What makes a territory easier to choose inside?

A domain-map page shows the terrain before the reader chooses where to act.

The reusable model is boundary -> axes -> map -> choice logic -> routes -> gaps. Apply it when the reader must choose inside a territory before learning one node in depth.

Use this when the page job is domain-map.

Frontmatter

type: domain-map
template: domain-map-template
template_url: /playbook/standards/templates/domain-map-template
claim_state: REALITY | DREAM | CONSUMED
retrieval_trigger: "When should a future human or agent pull this map?"
loop_phase: capture
level: working

Shape

  1. Open with the problem.
  2. Ask the question the map answers.
  3. Name the decision this map improves.
  4. Define the territory boundary.
  5. Name the main axes.
  6. Map the players, platforms, processes, or forces.
  7. Show the choice logic.
  8. Route into deeper pages.
  9. Name the visible gap.
  10. Close with the falsifier and next question.

Skeleton

TITLE

Problem: WHAT TERRITORY IS UNCLEAR?

Question: WHAT MUST THE READER CHOOSE?

Decision: WHAT ROUTE OR PRIORITY GETS BETTER?

This map covers TERRITORY so the reader can choose ACTION.

## Boundary

What is inside this map, and what is outside it?

## Axes

- Axis A
- Axis B
- Axis C

## Map

What nodes, players, forces, or options matter?

## Choice Logic

How should the reader choose a route?

## Routes

- [Route A](/playbook/) - why this route matters.

## Gaps

What is missing, uncertain, or under-instrumented?

Changes my mind: What evidence would redraw this map?

## Retrieval

When should a future human or agent pull this map?

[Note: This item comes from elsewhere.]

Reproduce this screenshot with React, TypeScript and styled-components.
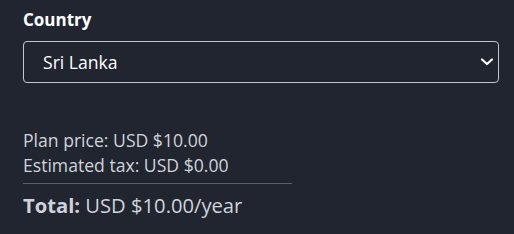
import React from 'react';
import styled, { createGlobalStyle } from 'styled-components';

const GlobalStyle = createGlobalStyle`
  html, body {
    margin: 0;
    padding: 0;
    background-color: #21252f;
  }
  body {
    font-family: "Open Sans", "Noto Sans", sans-serif;
  }
`;

const Wrapper = styled.div`
  width: 514px;
  height: 234px;
  padding: 7px 15px 0 23px;
  box-sizing: border-box;
  background-color: #21252f;
`;

const Label = styled.label`
  display: block;
  color: #ffffff;
  font-size: 17px;
  font-weight: 700;
  line-height: 26px;
  margin-bottom: 8px;
`;

const SelectBox = styled.div`
  width: 476px;
  height: 42px;
  box-sizing: border-box;
  border: 1px solid #c3c6cd;
  border-radius: 4px;
  display: flex;
  align-items: center;
  padding: 0 3px 0 19px;
  color: #ffffff;
  font-size: 17.6px;
`;

const SelectText = styled.span`
  flex: 1;
`;

const Summary = styled.div`
  margin-top: 45px;
  width: 269px;
  color: #cfd3db;
`;

const Line = styled.div`
  font-size: 17.6px;
  line-height: 25px;
`;

const Divider = styled.hr`
  border: none;
  border-top: 1px solid #5a5f6a;
  margin: 5px 0 7px;
`;

const Total = styled.div`
  font-size: 20.2px;
  line-height: 28px;
  b {
    font-weight: 700;
  }
`;

const Chevron = () => (
  <svg width="16" height="10" viewBox="0 0 16 10">
    <path d="M3 2.5l5 4.5 5-4.5" fill="none" stroke="#ffffff" strokeWidth="2.2" strokeLinecap="round" strokeLinejoin="round" />
  </svg>
);

const App = () => {
  return (
    <Wrapper>
      <GlobalStyle />
      <Label>Country</Label>
      <SelectBox>
        <SelectText>Sri Lanka</SelectText>
        <Chevron />
      </SelectBox>
      <Summary>
        <Line>Plan price: USD $10.00</Line>
        <Line>Estimated tax: USD $0.00</Line>
        <Divider />
        <Total><b>Total:</b> USD $10.00/year</Total>
      </Summary>
    </Wrapper>
  );
};

export default App;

Version delta: What territory, route, or relationship changed in this update?

## Context

- [Related page](/playbook/)

## Questions

Next question: What constraint should the next loop inspect?

Checks

  • The page maps a field instead of teaching one node.
  • The first screen names the problem, question, decision, and territory.
  • The boundary is clear.
  • Axes explain why items are grouped.
  • Routes help the reader choose a next move.
  • claim_state, retrieval_trigger, Changes my mind, and Next question are visible.

Failure Modes

  • The page becomes a flat catalog.
  • The page explains one concept and forgets the field.
  • The page lists options without choice logic.

Context

Questions

What choice should this map make easier?

  • Where does the territory start and stop?
  • Which axes explain the grouping?
  • What route should the reader take next?
  • What evidence would redraw the map?